ACLs use a set of permissions for the owner, owning group, and others, similar to POSIX permissions:

  • Read (r): Allows viewing file/directory contents or listing directory contents.
  • Write (w): Allows creating, deleting, or renaming files/directories within a directory.
  • Execute (x): Allows entering a directory (for directories) or running an executable file (for files).

Each entry in an ACL specifies a principal (user or group) and the associated permissions.

Managing Access Control

Using Azure Portal

You can manage RBAC roles through the Azure portal by navigating to your storage account, selecting "Access control (IAM)", and assigning roles. ACLs can be managed for individual files and directories via the portal's "Containers" or "Data Lake Storage" views.

Using Azure CLI

The Azure CLI provides commands for managing both RBAC and ACLs:

# Assign an RBAC role
az role assignment create --role "Storage Blob Data Contributor" --assignee "user@example.com" --scope "/subscriptions/{subId}/resourceGroups/{rgName}/providers/Microsoft.Storage/storageAccounts/{accountName}/blobServices/default/containers/{containerName}"

# Set ACLs for a directory
az storage fs access set --acl "user::rwx,group::rwx,other::rx" --path "/my/directory" --account-name mydatalakestorage --file-system mycontainer

# Set ACLs for a file
az storage fs access set --acl "user::rw,group::r,other::-" --path "/my/file.txt" --account-name mydatalakestorage --file-system mycontainer

Using Azure PowerShell

Azure PowerShell also offers cmdlets for access control management:

# Assign an RBAC role
New-AzRoleAssignment -ObjectId (Get-AzADUser -UserPrincipalName "user@example.com").Id -RoleDefinitionName "Storage Blob Data Contributor" -Scope "/subscriptions/{subId}/resourceGroups/{rgName}/providers/Microsoft.Storage/storageAccounts/{accountName}"
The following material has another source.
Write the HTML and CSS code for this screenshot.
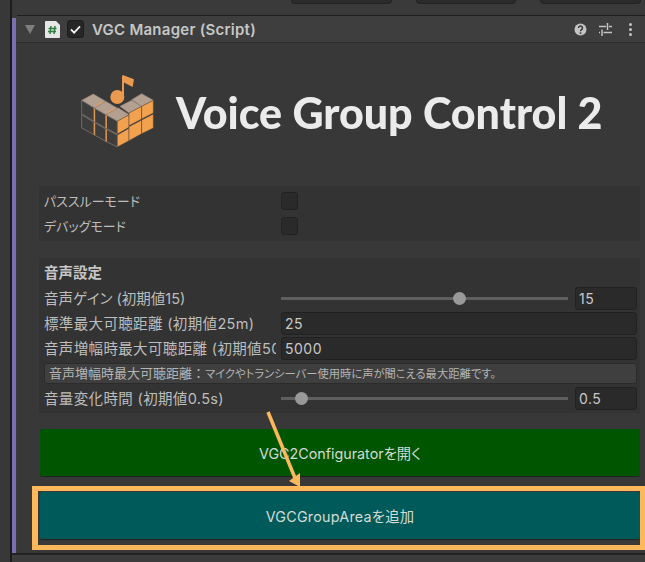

# Set ACLs for a directory (using Storage module)
Set-AzDataLakeGen2ItemAclObject -FileSystem "mycontainer" -Path "my/directory" -Ace "user::rwx,group::rwx,other::rx" -Context $ctx

# Set ACLs for a file (using Storage module)
Set-AzDataLakeGen2ItemAclObject -FileSystem "mycontainer" -Path "my/file.txt" -Ace "user::rw,group::r,other::-" -Context $ctx

Using SDKs

Programmatic management of access control is possible using Azure SDKs for various languages (Python, Java, .NET, Node.js). Refer to the respective SDK documentation for specific methods.
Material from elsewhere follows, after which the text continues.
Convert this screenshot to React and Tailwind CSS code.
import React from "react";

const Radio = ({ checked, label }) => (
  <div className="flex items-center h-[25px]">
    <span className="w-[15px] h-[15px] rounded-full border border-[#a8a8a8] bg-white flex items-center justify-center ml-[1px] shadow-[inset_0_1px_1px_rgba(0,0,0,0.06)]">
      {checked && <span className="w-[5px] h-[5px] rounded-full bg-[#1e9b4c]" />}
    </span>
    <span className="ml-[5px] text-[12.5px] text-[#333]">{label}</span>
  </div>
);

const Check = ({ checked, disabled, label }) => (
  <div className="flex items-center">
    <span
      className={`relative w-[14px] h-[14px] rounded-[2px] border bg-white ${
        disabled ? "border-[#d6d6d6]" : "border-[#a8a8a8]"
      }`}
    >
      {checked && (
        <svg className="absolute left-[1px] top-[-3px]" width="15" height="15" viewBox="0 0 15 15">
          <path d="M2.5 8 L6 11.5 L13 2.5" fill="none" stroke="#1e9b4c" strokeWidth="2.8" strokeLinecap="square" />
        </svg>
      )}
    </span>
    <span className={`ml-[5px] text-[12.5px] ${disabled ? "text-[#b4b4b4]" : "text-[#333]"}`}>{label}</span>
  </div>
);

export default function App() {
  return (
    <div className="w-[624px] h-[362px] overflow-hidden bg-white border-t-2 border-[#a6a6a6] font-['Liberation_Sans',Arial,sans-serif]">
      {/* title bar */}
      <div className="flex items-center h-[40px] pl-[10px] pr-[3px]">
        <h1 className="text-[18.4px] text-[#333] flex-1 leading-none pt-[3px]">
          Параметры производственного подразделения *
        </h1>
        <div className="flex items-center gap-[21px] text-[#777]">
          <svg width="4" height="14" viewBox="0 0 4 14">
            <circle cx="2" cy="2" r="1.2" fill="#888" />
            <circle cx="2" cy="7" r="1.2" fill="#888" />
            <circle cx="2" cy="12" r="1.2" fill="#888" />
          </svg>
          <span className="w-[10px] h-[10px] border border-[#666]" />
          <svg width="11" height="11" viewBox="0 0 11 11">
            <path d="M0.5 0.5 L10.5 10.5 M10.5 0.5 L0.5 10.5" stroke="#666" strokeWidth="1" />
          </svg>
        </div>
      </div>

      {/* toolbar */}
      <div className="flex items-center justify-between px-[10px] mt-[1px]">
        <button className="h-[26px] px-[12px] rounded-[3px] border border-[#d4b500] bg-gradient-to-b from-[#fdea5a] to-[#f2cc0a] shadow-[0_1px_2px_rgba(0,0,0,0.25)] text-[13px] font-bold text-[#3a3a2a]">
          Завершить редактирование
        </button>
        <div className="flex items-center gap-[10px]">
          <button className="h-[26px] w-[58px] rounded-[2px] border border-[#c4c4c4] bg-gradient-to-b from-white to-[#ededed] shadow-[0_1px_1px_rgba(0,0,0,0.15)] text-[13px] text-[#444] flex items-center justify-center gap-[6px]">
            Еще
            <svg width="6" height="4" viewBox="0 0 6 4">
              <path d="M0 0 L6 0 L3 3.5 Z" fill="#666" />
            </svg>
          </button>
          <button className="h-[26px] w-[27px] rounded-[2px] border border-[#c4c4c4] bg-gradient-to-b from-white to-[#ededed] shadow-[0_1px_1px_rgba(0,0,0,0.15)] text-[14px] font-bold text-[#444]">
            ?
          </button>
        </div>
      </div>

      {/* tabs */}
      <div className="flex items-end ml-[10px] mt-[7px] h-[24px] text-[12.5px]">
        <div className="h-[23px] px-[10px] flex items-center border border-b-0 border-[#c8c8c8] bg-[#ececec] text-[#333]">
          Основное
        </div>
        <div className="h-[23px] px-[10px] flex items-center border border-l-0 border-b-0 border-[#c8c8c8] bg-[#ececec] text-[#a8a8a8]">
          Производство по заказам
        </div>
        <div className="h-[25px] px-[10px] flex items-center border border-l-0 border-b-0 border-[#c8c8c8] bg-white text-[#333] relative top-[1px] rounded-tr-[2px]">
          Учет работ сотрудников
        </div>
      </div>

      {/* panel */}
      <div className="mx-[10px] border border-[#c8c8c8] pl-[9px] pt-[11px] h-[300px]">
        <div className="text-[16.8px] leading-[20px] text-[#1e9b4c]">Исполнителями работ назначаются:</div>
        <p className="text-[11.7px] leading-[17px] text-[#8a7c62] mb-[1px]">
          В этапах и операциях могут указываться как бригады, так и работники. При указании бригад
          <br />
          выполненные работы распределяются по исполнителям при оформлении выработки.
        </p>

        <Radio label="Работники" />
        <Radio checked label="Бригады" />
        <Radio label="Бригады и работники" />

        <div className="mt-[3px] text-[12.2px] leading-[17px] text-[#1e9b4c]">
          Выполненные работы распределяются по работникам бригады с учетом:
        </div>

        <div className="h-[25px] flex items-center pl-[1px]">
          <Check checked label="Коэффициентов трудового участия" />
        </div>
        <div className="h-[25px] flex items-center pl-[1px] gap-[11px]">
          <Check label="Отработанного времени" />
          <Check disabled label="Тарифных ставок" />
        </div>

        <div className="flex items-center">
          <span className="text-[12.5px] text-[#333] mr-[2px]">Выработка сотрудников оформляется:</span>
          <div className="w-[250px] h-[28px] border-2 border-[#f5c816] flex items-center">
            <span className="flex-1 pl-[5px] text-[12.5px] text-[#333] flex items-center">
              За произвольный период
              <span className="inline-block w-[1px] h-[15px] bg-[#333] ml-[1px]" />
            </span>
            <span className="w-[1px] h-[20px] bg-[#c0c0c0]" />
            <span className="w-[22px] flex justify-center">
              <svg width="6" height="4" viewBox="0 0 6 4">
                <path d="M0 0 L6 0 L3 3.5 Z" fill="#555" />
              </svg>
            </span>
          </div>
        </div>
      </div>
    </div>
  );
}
ACL Inheritance and Propagation

When you create a new file or directory, it inherits ACLs from its parent directory. You can control this behavior:

  • Default ACLs: These are associated with directories and are used to grant permissions to newly created child items.
  • Access ACLs: These are the effective permissions on a file or directory.

ACLs can be recursively set or modified for entire directory trees, which is crucial for managing large datasets.
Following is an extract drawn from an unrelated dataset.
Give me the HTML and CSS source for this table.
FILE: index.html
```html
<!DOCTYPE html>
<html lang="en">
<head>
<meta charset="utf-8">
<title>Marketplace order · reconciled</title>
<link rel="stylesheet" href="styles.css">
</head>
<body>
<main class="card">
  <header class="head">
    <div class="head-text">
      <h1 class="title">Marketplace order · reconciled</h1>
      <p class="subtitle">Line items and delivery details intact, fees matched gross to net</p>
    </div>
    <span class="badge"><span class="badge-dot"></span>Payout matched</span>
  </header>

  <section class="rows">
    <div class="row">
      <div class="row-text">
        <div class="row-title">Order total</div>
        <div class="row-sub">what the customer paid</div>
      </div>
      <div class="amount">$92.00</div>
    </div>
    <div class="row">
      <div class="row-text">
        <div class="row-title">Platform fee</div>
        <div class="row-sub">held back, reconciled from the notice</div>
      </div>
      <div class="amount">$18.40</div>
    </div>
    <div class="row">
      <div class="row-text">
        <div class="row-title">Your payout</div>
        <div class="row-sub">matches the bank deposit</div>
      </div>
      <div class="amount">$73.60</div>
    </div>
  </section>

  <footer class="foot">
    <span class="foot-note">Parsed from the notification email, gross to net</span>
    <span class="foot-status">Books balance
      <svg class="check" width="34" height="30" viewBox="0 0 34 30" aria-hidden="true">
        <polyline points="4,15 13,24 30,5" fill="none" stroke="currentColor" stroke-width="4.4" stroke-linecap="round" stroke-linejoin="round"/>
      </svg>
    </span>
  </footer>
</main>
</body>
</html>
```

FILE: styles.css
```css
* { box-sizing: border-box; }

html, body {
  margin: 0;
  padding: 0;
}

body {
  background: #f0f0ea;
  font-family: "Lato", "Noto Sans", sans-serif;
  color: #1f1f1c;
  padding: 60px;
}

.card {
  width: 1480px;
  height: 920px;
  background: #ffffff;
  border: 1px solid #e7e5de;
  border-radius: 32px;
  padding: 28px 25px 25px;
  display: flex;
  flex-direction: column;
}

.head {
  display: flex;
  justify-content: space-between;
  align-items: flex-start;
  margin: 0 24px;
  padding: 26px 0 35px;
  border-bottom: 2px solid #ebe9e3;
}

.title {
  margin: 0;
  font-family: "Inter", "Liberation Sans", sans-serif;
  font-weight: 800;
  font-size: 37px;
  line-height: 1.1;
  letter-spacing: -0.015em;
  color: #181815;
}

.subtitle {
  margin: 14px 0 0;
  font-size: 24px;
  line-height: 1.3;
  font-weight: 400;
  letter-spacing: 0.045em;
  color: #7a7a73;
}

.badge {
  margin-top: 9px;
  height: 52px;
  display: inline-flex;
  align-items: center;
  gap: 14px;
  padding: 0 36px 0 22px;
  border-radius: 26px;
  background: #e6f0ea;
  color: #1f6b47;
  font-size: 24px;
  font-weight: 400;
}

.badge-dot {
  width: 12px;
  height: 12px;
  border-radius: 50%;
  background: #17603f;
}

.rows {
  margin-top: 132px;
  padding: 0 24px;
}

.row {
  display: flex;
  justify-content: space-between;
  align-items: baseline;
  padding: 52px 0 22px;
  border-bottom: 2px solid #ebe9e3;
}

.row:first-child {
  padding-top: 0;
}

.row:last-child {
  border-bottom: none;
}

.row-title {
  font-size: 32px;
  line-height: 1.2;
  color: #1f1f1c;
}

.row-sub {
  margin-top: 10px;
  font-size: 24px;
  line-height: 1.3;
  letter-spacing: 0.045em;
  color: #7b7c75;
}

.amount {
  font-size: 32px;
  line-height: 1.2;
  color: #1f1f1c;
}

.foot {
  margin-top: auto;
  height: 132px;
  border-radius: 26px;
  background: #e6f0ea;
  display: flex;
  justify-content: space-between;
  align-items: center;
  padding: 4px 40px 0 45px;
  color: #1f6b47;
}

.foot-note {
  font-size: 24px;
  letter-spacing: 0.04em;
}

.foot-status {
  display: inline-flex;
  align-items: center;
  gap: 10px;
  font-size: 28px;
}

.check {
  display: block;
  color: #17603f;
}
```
Tip: For optimal performance and management, it's recommended to set default ACLs on parent directories and let them propagate to newly created items.

Best Practices for Access Control

  • Principle of Least Privilege: Grant users and service principals only the permissions they need to perform their tasks.
  • Use RBAC for Account-Level Management: Leverage RBAC for broad administrative permissions on storage accounts and containers.
  • Use ACLs for Fine-Grained Control: Employ ACLs for granular permissions on files and directories within containers.
  • Leverage Service Principals: Use service principals for applications and services that need to access Data Lake Storage Gen2.
  • Regularly Audit Permissions: Periodically review and audit access control settings to ensure security.
  • Understand Default ACLs: Configure default ACLs to streamline permission management for new data.